Lt-Colonel Kibibi Mutware has already been sentenced to 20 years' imprisonment for January's mass rape in Fizi. In March, a Colonel Balumisa and a Major Elia were jailed for life for the rape of 24 women in South Kivu in 2009. General Jerome Kakwavu is awaiting trial on two charges of rape, one involving a 13-year old girl.

As the Open Society Justice Initiative says, ‘People long viewed as untouchable are actually being arrested, tried, and imprisoned'.

Will these military personnel serve their sentences, or might they be allowed to escape? And will the state honour its further responsibilities to the victims? Avocats sans Frontières says the Military Court that sentenced Kibibi found the DRC ‘vicariously liable for the victims' injuries'; the women whose testimony of rape the Military Court accepted ought therefore to be able to claim compensation from the state.

Meanwhile, what about the bravery of the 47 women who gave evidence in court against Kibibi?
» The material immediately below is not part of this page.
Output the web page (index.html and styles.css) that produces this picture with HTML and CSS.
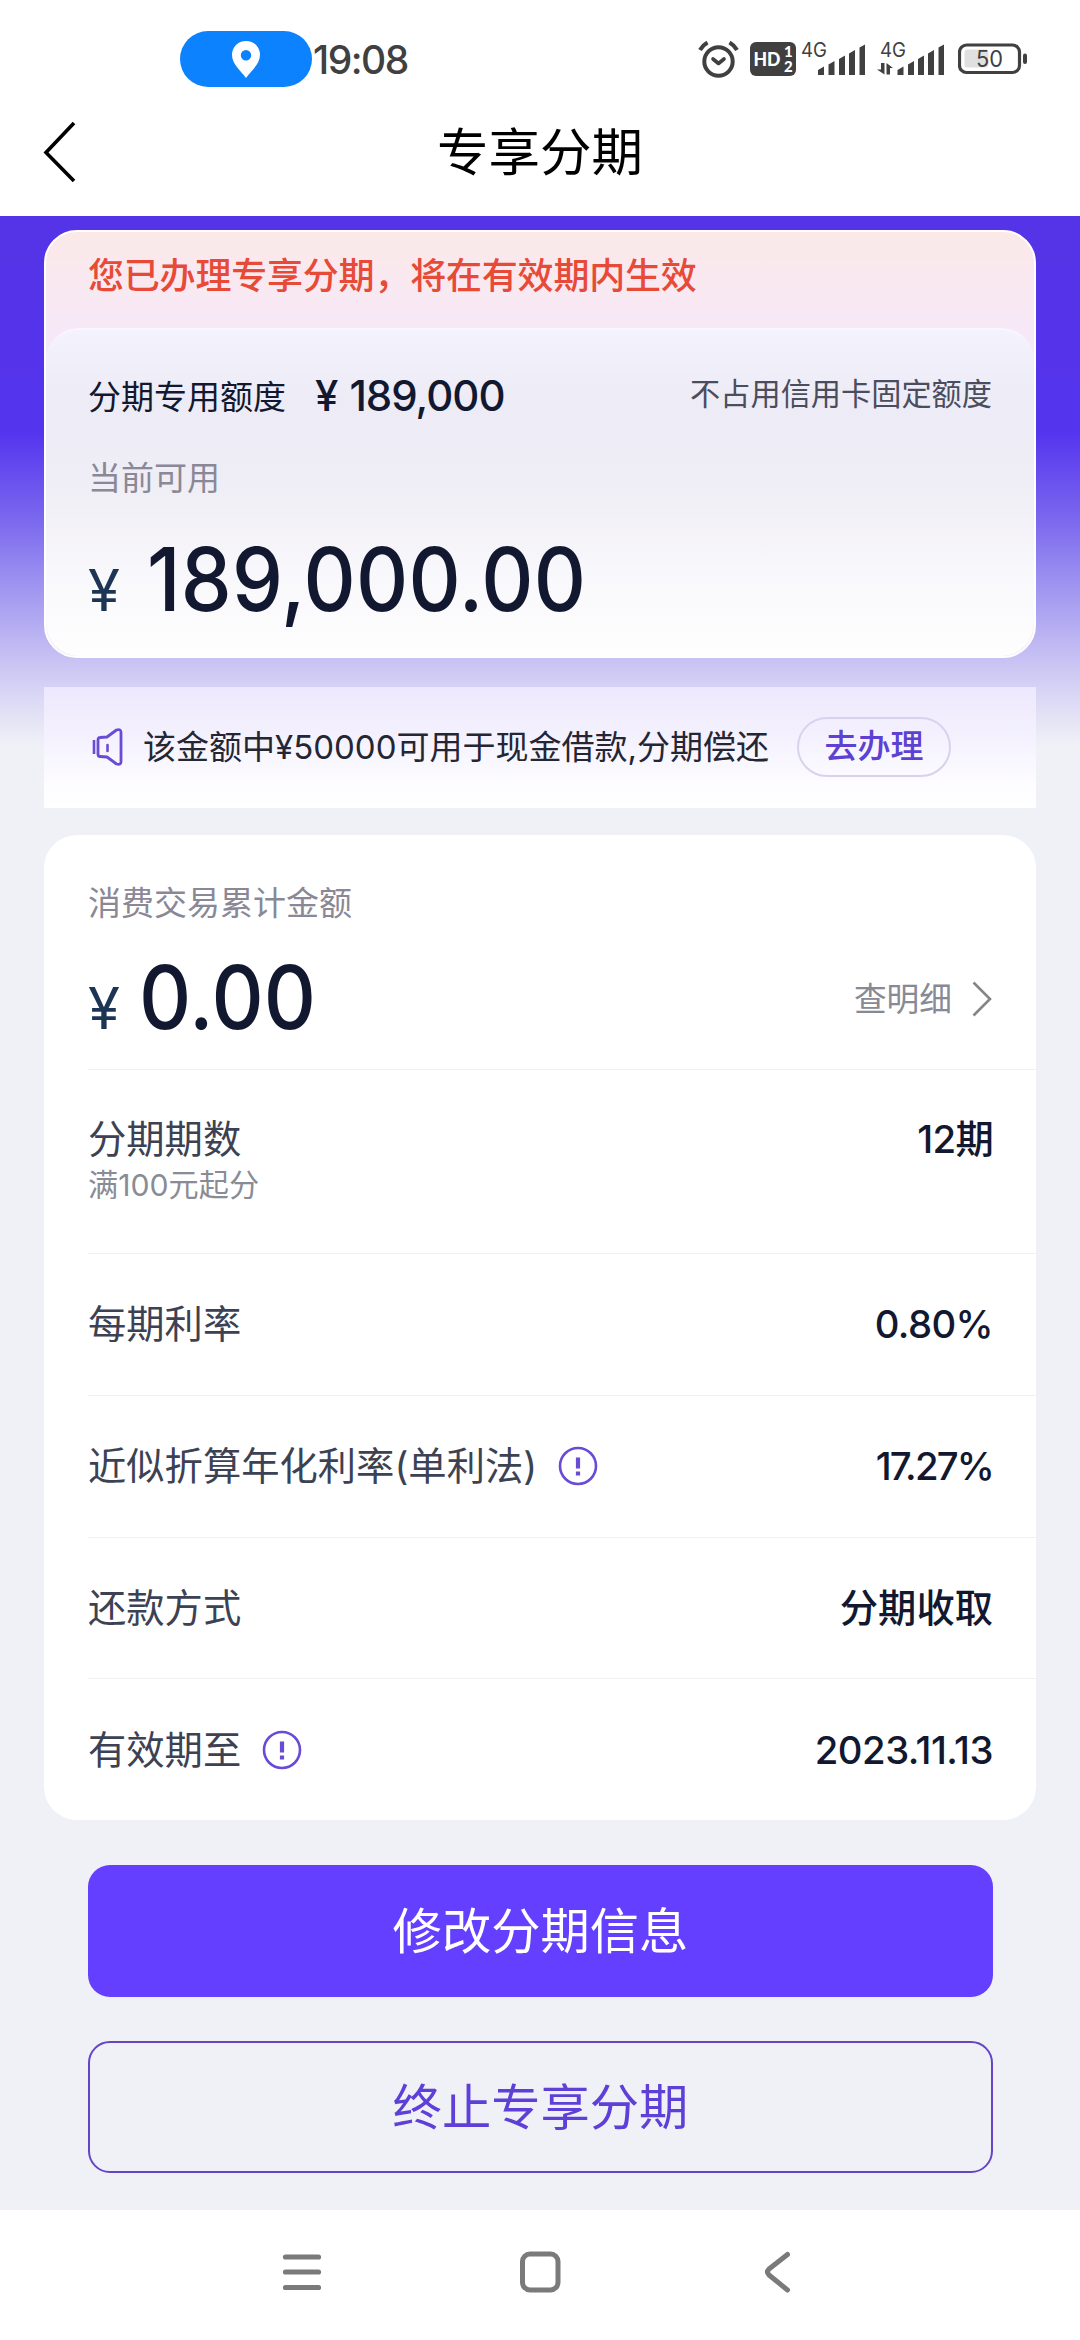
FILE: index.html
```html
<!DOCTYPE html>
<html lang="zh-CN">
<head>
<meta charset="utf-8">
<title>专享分期</title>
<link rel="stylesheet" href="styles.css">
</head>
<body>
<div class="screen">
  <header class="top">
    <div class="status">
      <span class="pill">
        <svg width="28" height="37" viewBox="0 0 28 37"><path fill="#fff" fill-rule="evenodd" d="M14 0C6 0 0 6 0 14c0 9 9 16 14 23 5-7 14-14 14-23C28 6 22 0 14 0zm0 9a5.2 5.2 0 1 1 0 10.400a5.200 5.200 0 0 1 0-10.400z"/></svg>
      </span>
      <span class="clock">19:08</span>
      <span class="status-icons">
        <svg class="alarm" width="42" height="40" viewBox="0 0 42 40" fill="none" stroke="#404040" stroke-linecap="round" stroke-linejoin="round"><circle cx="20.500" cy="22.500" r="14.200" stroke-width="4"/><path d="M15 20l5.500 4.500L26 20" stroke-width="3.600"/><path d="M2 11Q5 6 9.500 3.500M39 11Q36 6 31.500 3.500" stroke-width="4.200" stroke-linecap="butt"/></svg>
        <svg class="hd" width="46" height="34" viewBox="0 0 46 34"><rect width="46" height="34" rx="6" fill="#404040"/><g fill="#fff" font-family="Lato, sans-serif" font-weight="900"><text x="3.500" y="24" font-size="19.500" textLength="27" lengthAdjust="spacingAndGlyphs">HD</text><text x="34" y="15" font-size="15">1</text><text x="34" y="30" font-size="15">2</text></g></svg>
        <svg class="signal" width="64" height="48" viewBox="0 -6 64 48" fill="#404040"><text x="0" y="16" font-family="Inter, sans-serif" font-size="20" textLength="26" lengthAdjust="spacingAndGlyphs">4G</text><path d="M17 29l6-3.500v8.500h-6zM27.500 23.500l6-3.500v14h-6zM38 18l6-3.500V34h-6zM48 12.500L54 9v25h-6zM58.500 6.500l5.500-3v30.500h-5.500z"/></svg>
        <svg class="signal signal-data" width="67" height="48" viewBox="0 -6 67 48" fill="#404040"><text x="3" y="16" font-family="Inter, sans-serif" font-size="20" textLength="26" lengthAdjust="spacingAndGlyphs">4G</text><path d="M20.500 29l6-3.500v8.500h-6zM31 23.500l6-3.500v14h-6zM41 18l6-3.500V34h-6zM51 12.500L57 9v25h-6zM61.500 6.500l5.500-3v30.500h-5.500zM4 22h3.500v11.500L0 28.500h4zM9.500 22l6.500 5h-3v6.500H9.500z"/></svg>
        <svg class="battery" width="70" height="32" viewBox="0 0 70 32"><rect x="1.500" y="2" width="60" height="27.500" rx="7" fill="none" stroke="#404040" stroke-width="3.200"/><rect x="6.500" y="6.500" width="24" height="18" rx="3" fill="#e0e0e0"/><text x="18" y="23.500" font-family="Inter, sans-serif" font-size="22.500" fill="#404040" textLength="27" lengthAdjust="spacingAndGlyphs">50</text><rect x="65" y="10.500" width="4" height="10.500" rx="2" fill="#404040"/></svg>
      </span>
    </div>
    <div class="titlebar">
      <svg class="back" width="34" height="62" viewBox="0 0 34 62" fill="none" stroke="#000" stroke-width="3.600"><path d="M31 2L3 31.500 31 60"/></svg>
      <h1>专享分期</h1>
    </div>
  </header>

  <main>
    <section class="quota">
      <p class="quota-notice">您已办理专享分期，将在有效期内生效</p>
      <div class="quota-body">
        <div class="quota-head">
          <span class="quota-label">分期专用额度</span>
          <span class="quota-total"><span class="yen">¥</span>189,000</span>
          <span class="quota-tip">不占用信用卡固定额度</span>
        </div>
        <p class="sub-label">当前可用</p>
        <p class="amount"><span class="yen">¥</span><span class="figure figure-main">189,000.00</span></p>
      </div>
    </section>

    <section class="cash">
      <svg width="32" height="38" viewBox="0 0 32 38" fill="none" stroke="#6a4bd6" stroke-linejoin="round" stroke-linecap="round"><path d="M8 9.500q-2 0-2 2.500v14q0 2.500 2 2.500l7 .5 9.500 7q4.500 1.500 4.500-2.500v-29Q29 .5 24.500 2L15 9z" stroke-width="2.800"/><path d="M15.500 17v6" stroke-width="2.600"/><path d="M2 12v14" stroke-width="2.600" stroke-linecap="butt"/></svg>
      <span class="cash-text">该金额中¥50000可用于现金借款,分期偿还</span>
      <a class="cash-btn">去办理</a>
    </section>

    <section class="detail">
      <div class="spent">
        <p class="sub-label">消费交易累计金额</p>
        <div class="spent-row">
          <p class="amount"><span class="yen">¥</span><span class="figure figure-spent">0.00</span></p>
          <a class="more">查明细<svg width="20" height="36" viewBox="0 0 20 36" fill="none" stroke="#858585" stroke-width="2.600"><path d="M1.500 1.500L18 18 1.500 34.500"/></svg></a>
        </div>
      </div>
      <div class="row row-tall">
        <div class="row-label"><span>分期期数</span><small>满100元起分</small></div>
        <span class="value v-term">12期</span>
      </div>
      <div class="row">
        <span class="row-label">每期利率</span>
        <span class="value v-rate">0.80%</span>
      </div>
      <div class="row">
        <span class="row-label">近似折算年化利率(单利法)</span>
        <svg class="info" width="40" height="40" viewBox="0 0 40 40"><circle cx="20" cy="20" r="18" fill="none" stroke="#6a4bd6" stroke-width="2.600"/><path d="M20 11.500v11M20 25.500v4" stroke="#6a4bd6" stroke-width="4.200"/></svg>
        <span class="value v-year">17.27%</span>
      </div>
      <div class="row">
        <span class="row-label">还款方式</span>
        <span class="value v-mode">分期收取</span>
      </div>
      <div class="row">
        <span class="row-label">有效期至</span>
        <svg class="info" width="40" height="40" viewBox="0 0 40 40"><circle cx="20" cy="20" r="18" fill="none" stroke="#6a4bd6" stroke-width="2.600"/><path d="M20 11.500v11M20 25.500v4" stroke="#6a4bd6" stroke-width="4.200"/></svg>
        <span class="value v-date">2023.11.13</span>
      </div>
    </section>

    <div class="actions">
      <button class="btn btn-primary">修改分期信息</button>
      <button class="btn btn-outline">终止专享分期</button>
    </div>
  </main>

  <nav class="navbar">
    <svg width="44" height="44" viewBox="0 0 44 44" stroke="#7a7a7a" stroke-width="5.200" stroke-linecap="round"><path d="M5.500 7h33M5.500 22h33M5.500 37.500h33"/></svg>
    <svg width="44" height="44" viewBox="0 0 44 44"><rect x="4.500" y="4" width="35.500" height="36" rx="7.500" fill="none" stroke="#7a7a7a" stroke-width="5"/></svg>
    <svg width="44" height="44" viewBox="0 0 44 44" fill="none" stroke="#7a7a7a" stroke-width="5" stroke-linecap="round" stroke-linejoin="round"><path d="M31.500 4.500L13 19q-3 3 0 6l18.500 15"/></svg>
  </nav>
</div>
</body>
</html>
```

FILE: styles.css
```css
* { box-sizing: border-box; }

body, h1, p { margin: 0; }

body {
  width: 1080px;
  height: 2340px;
  overflow: hidden;
  background: #f0f1f7;
  color: #11182f;
  font-family: Inter, "Noto Sans CJK SC", sans-serif;
  font-size: 33px;
  white-space: nowrap;
}

svg { display: block; flex: none; }

.screen {
  display: flex;
  flex-direction: column;
  height: 2340px;
}

/* ---- status bar and title ---- */
.top { height: 216px; background: #fff; }

.status {
  display: flex;
  align-items: center;
  height: 118px;
  padding: 0 52px 0 180px;
}

.pill {
  display: flex;
  align-items: center;
  justify-content: center;
  width: 132px;
  height: 56px;
  border-radius: 28px;
  background: #0c82ff;
}

.clock {
  margin-left: 1px;
  color: #404040;
  font-size: 39px;
  font-weight: 500;
  letter-spacing: -1.500px;
}

.status-icons {
  display: flex;
  align-items: center;
  margin-left: auto;
}

.hd { margin-left: 10px; }
.signal { margin-left: 5px; }
.signal-data { margin-left: 12px; }
.battery { margin-left: 14px; }

.titlebar {
  display: grid;
  grid-template-columns: 1fr auto 1fr;
  align-items: center;
  height: 68px;
}

.back { margin-left: 43px; }

h1 {
  color: #000;
  font-size: 51.500px;
  font-weight: 400;
  line-height: 68px;
}

/* ---- content ---- */
main {
  height: 1994px;
  padding: 14px 44px 0;
  background: linear-gradient(#5533e6 0, #5434ee 215px, #7966ee 300px, #9f94f0 370px, #c8c3f3 445px, #dcdaf5 485px, #f0f1f7 530px);
}

.quota {
  height: 428px;
  overflow: hidden;
  border: 2px solid #fff;
  border-radius: 33px;
  background: linear-gradient(#fbe9e8, #f7e8f8 100px);
}

.quota-notice {
  height: 96px;
  padding-left: 42px;
  color: #e84a38;
  font-size: 36px;
  font-weight: 500;
  letter-spacing: -0.200px;
  line-height: 88px;
}

.quota-body {
  height: 328px;
  padding: 0 42px;
  border-top: 2px solid #f8f6fe;
  border-radius: 33px;
  background: linear-gradient(#f4f2fd 0, #edebf5 70px, #efedf5 150px, #f8f7fb 240px, #fefefe);
}

.quota-head {
  display: flex;
  align-items: center;
  height: 130px;
}

.quota-total {
  margin-left: 29px;
  font-size: 42px;
  font-weight: 500;
  letter-spacing: -1px;
}

.quota-total .yen { margin-right: 12px; }

.quota-tip {
  margin-left: auto;
  color: #4a4d5e;
  font-size: 30.200px;
  line-height: 42px;
  padding-bottom: 2px;
}

.sub-label {
  color: #8a8896;
  font-size: 33px;
  line-height: 40px;
}

.quota-body .sub-label { margin-top: -2px; }

.amount {
  display: flex;
  align-items: baseline;
  line-height: 100px;
}

.amount .yen {
  width: 50px;
  color: #1c3554;
  font-size: 58px;
}

.quota-body .amount { margin-top: 31px; }

.figure {
  font-size: 88px;
  font-weight: 500;
  transform: scaleX(0.92);
  transform-origin: left;
}

.figure-main { margin-left: 9px; letter-spacing: 0.200px; }
.figure-spent { margin-left: 1px; }

.cash {
  display: flex;
  align-items: center;
  height: 121px;
  margin-top: 29px;
  padding: 0 48px 2px;
  background: linear-gradient(#ede8fd, #f4f1fe 40%, #fdfcff 80%, #fff);
}

.cash-text {
  margin-left: 19px;
  padding-bottom: 3px;
  color: #252633;
}

.cash-btn {
  width: 154px;
  height: 60px;
  margin-left: 28px;
  border: 2px solid #d8d2ee;
  border-radius: 30px;
  color: #5e40d2;
  font-weight: 500;
  line-height: 55px;
  text-align: center;
}

/* ---- plan details ---- */
.detail {
  height: 985px;
  margin-top: 27px;
  padding-left: 44px;
  border-radius: 33px;
  background: #fff;
}

.spent {
  height: 234px;
  padding: 48px 44px 0 0;
}

.spent-row {
  display: flex;
  align-items: center;
  justify-content: space-between;
  margin-top: 24px;
}

.more {
  display: flex;
  align-items: center;
  gap: 20px;
  padding-bottom: 7px;
  color: #878994;
  font-size: 32.700px;
  line-height: 40px;
}

.row {
  display: flex;
  align-items: center;
  height: 141.800px;
  padding-right: 43px;
  border-top: 1px solid #f0f0f4;
}

.row-tall {
  align-items: flex-start;
  height: 184px;
  padding-top: 44px;
}

.row-label {
  color: #3c4253;
  font-size: 38.300px;
  line-height: 50px;
}

.row-label span,
.row-label small { display: block; }

.row-label small {
  color: #898c96;
  font-size: 30.200px;
  line-height: 42px;
}

.info { margin-left: 21px; }

.value {
  margin-left: auto;
  font-size: 38.300px;
  font-weight: 500;
  line-height: 50px;
}

.v-term { letter-spacing: -0.700px; }
.v-rate { letter-spacing: -0.600px; }
.v-year { letter-spacing: -1.800px; }
.v-date { letter-spacing: -0.500px; }

/* ---- buttons ---- */
.actions {
  display: flex;
  flex-direction: column;
  gap: 44px;
  padding: 45px 43px 0 44px;
}

.btn {
  height: 132px;
  padding: 0 0 7px;
  border: 0;
  border-radius: 22px;
  font-family: inherit;
  font-size: 49.300px;
}

.btn-primary { background: #643fff; color: #fff; }

.btn-outline {
  border: 2px solid #6545c4;
  background: transparent;
  color: #5e40d8;
}

/* ---- system navigation ---- */
.navbar {
  display: flex;
  justify-content: center;
  gap: 194px;
  height: 130px;
  padding-top: 40px;
  background: #fff;
}
```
An Open Society blogger spoke to two of them, who said that since the rape, their husbands had rejected them, members of their community shunned them, and they feared retaliation from Kibibi's battalion, which was still stationed in their area. They were extremely poor and extremely traumatised. But they came to court and gave evidence. They knew, they said, that other women all over the Congo were supporting them in the trial, and that gave them strength.

Feminists and their allies have not yet been able to transform what Brownmiller called the ‘ideology of rape'. But they're working on it. From May 23rd-25th, the Nobel Women's Initiative is convening a conference of women from around the world – ‘activists, academics, security experts, corporate leaders, and Nobel Peace Laureates' -- with the modest goal of ‘forging a new security for women' and creating a future ‘free of sexual violence in conflict'. I'll be reporting from there.